Dijital pazarlama ajansı We Are Social , 2016 yılı için küresel ve lokal dijital istatistikleri içeren raporunu yayınladı. “ Digital in 2016” adlı 537 sayfalık raporda; dijital, sosyal ve mobil mecralara hakim olan son trendler ve kullanıcı sayıları hakkında önemli bilgiler bulunuyor. Global Web Index verileri ile hazırlanan rapora göre dünya genelinde 3,419 milyar insan internete bağlanıyor, 2,307 milyar kullanıcı aktif olarak sosyal medyada yer alıyor. 3,790 milyar mobil cihaz kullanıcısının 1,968 milyarı ise sosyal medyayı mobil cihazlar üzerinden kullanıyor. Sosyal medya kullanıcılarının önemli bir kısmının mobil cihaz üzerinden sosyal medyaya ulaştığını gösteren bu rakamlar, 2016 yılının mobilin yılı olacağını bir kez daha kanıtlar nitelikte. Küresel ve lokal dijital istatistiklerin tamamını aşağıdaki sunum üzerinden inceleyebilirsiniz . 2016 İstatiksel bilgiler
Raporda Türkiye istatistiklerine baktığımızda; ülkemizdeki 79.14 milyonluk nüfusun, 46.3 milyonunun internete bağlandığını görüyoruz. İnternet kullanıcılarının 42 milyonu aktif olarak sosyal medyada yer alırken, bu kullanıcıların 36 milyonu ise sosyal medyaya mobil cihazlardan ulaşıyor. Türkiye’de en çok kullanılan sosyal medya platformlarına baktığımızda ilk sırada %32 ile Facebook’un yer aldığını görüyoruz. Facebook’u %24 ile WhatsApp , %20 ile Facebook Messenger, %17 ile Twitter , %16 ile Instagram takip ederken, sıralama Google+, Skype , Linkedin , Viber ve Vine ile devam ediyor.

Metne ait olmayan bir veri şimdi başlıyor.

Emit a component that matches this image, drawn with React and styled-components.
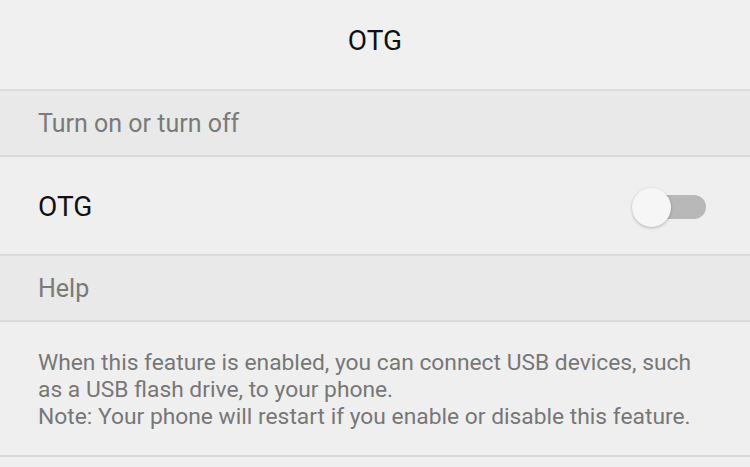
import styled, { createGlobalStyle } from "styled-components";

const Global = createGlobalStyle`
  html, body {
    margin: 0;
    padding: 0;
    background: #efefef;
  }
  body {
    font-family: Roboto, "Noto Sans", sans-serif;
  }
`;

const Page = styled.div`
  display: flex;
  flex-direction: column;
  width: 750px;
  height: 467px;
  overflow: hidden;
  background: #efefef;
`;

const TitleBar = styled.div`
  height: 81px;
  padding-bottom: 8px;
  display: flex;
  align-items: center;
  justify-content: center;
  background: #f0f0f0;
  border-bottom: 2px solid #dcdcdc;
  font-size: 28px;
  color: #111;
`;

const SectionHeader = styled.div`
  height: 64px;
  display: flex;
  align-items: center;
  padding-left: 38px;
  background: #e9e9e9;
  border-bottom: 2px solid #dadada;
  font-size: 25px;
  color: #7a7a7a;
`;

const Row = styled.div`
  height: 95px;
  display: flex;
  align-items: center;
  justify-content: space-between;
  padding: 2px 44px 0 38px;
  background: #efefef;
  border-bottom: 2px solid #dadada;
`;

const RowLabel = styled.span`
  font-size: 28px;
  color: #111;
`;

const Switch = styled.div`
  position: relative;
  width: 74px;
  height: 40px;
  display: flex;
  align-items: center;
`;

const Track = styled.div`
  margin-left: 32px;
  width: 42px;
  height: 24px;
  border-radius: 0 12px 12px 0;
  background: #b8b8b8;
`;

const Thumb = styled.div`
  position: absolute;
  left: 0;
  top: 1px;
  width: 39px;
  height: 39px;
  border-radius: 50%;
  background: #f6f6f6;
  box-shadow: 0 1px 3px rgba(0, 0, 0, 0.25);
`;

const HelpText = styled.div`
  padding: 27px 38px 0 38px;
  height: 106px;
  font-size: 22.8px;
  line-height: 27px;
  color: #777;
  border-bottom: 2px solid #dadada;
  white-space: nowrap;
`;

export default function App() {
  return (
    <>
      <Global />
      <Page>
        <TitleBar>OTG</TitleBar>
        <SectionHeader>Turn on or turn off</SectionHeader>
        <Row>
          <RowLabel>OTG</RowLabel>
          <Switch>
            <Track />
            <Thumb />
          </Switch>
        </Row>
        <SectionHeader>Help</SectionHeader>
        <HelpText>
          When this feature is enabled, you can connect USB devices, such
          <br />
          as a USB flash drive, to your phone.
          <br />
          Note: Your phone will restart if you enable or disable this feature.
        </HelpText>
      </Page>
    </>
  );
}
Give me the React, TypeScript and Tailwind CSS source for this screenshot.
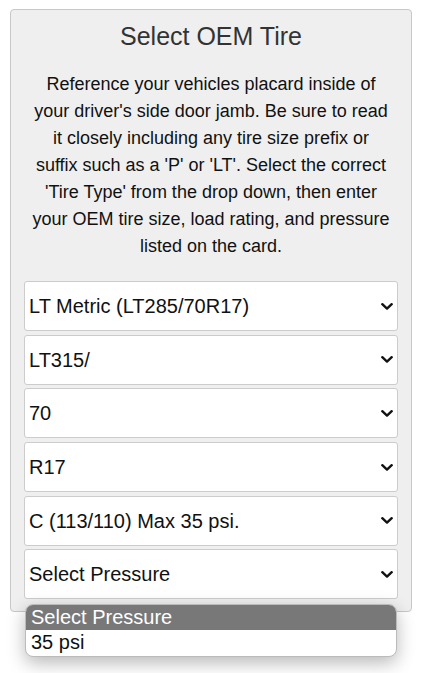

Türkiye’deki internet kullanıcılarının %77’si her gün online oluyor , %16’sı ise haftada en az bir kez internete bağlanıyor. Web trafiğinin %51’i diz üstü ve masaüstü bilgisayarlar, %46’sı mobil cihazlar ve %4’ü ise tabletler üzerinden gerçekleşiyor.